Skeletonization, Geometrical Analysis, and Finite Element Modeling of Nanoporous Gold Based on 3D Tomography Data

• Main Authors: Claudia Richert, Norbert Huber
• Format: Article
• Language: English
• Published: MDPI AG 2018-04-01
• Series: Metals
• Subjects: nano-porous metal; mechanical behavior; 3D structural modeling; skeletonization; 3D FIB-SEM tomography
• Online Access: http://www.mdpi.com/2075-4701/8/4/282

Various modeling approaches simplify and parametrize the complex network structure of nanoporous gold (NPG) for studying the structure–property relationship based on artificially generated structures.

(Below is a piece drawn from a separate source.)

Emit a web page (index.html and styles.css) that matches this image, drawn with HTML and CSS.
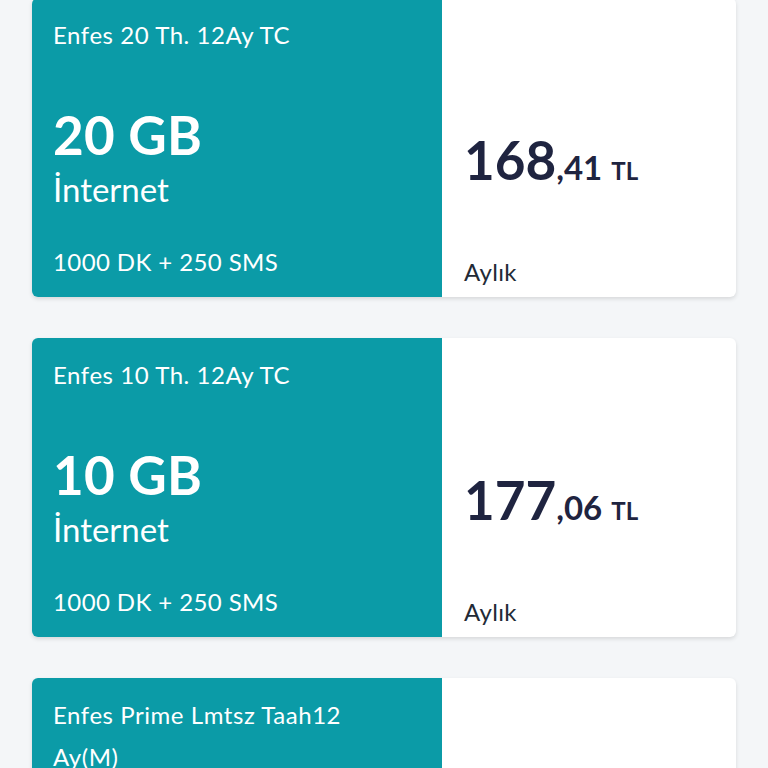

This paper presents a computational efficient and versatile finite element method (FEM) beam model that is based on skeletonization and diameter information derived from the original 3D focused ion beam-scanning electron microscope (FIB-SEM) tomography data of NPG. The geometrical skeleton network is thoroughly examined for a better understanding of the NPG structure. A skeleton FEM beam model is derived that can predict the macroscopic mechanical behavior of the material. Comparisons between the mechanical response of this skeleton beam model and a solid FEM model are conducted. Results showed that the biggest-sphere diameter algorithm implemented in the open-source software FIJI, commonly used for geometrical analysis of microstructural data, overestimates the diameter of the curved NPG ligaments. The larger diameters lead to a significant overestimation of macroscopic stiffness and strength by the skeleton FEM beam model. For a parabolic shaped ligament with only 20% variation in its diameter, a factor of more than two was found in stiffness. It is concluded that improved algorithms for image processing are needed that provide accurate diameter information along the ligament axis.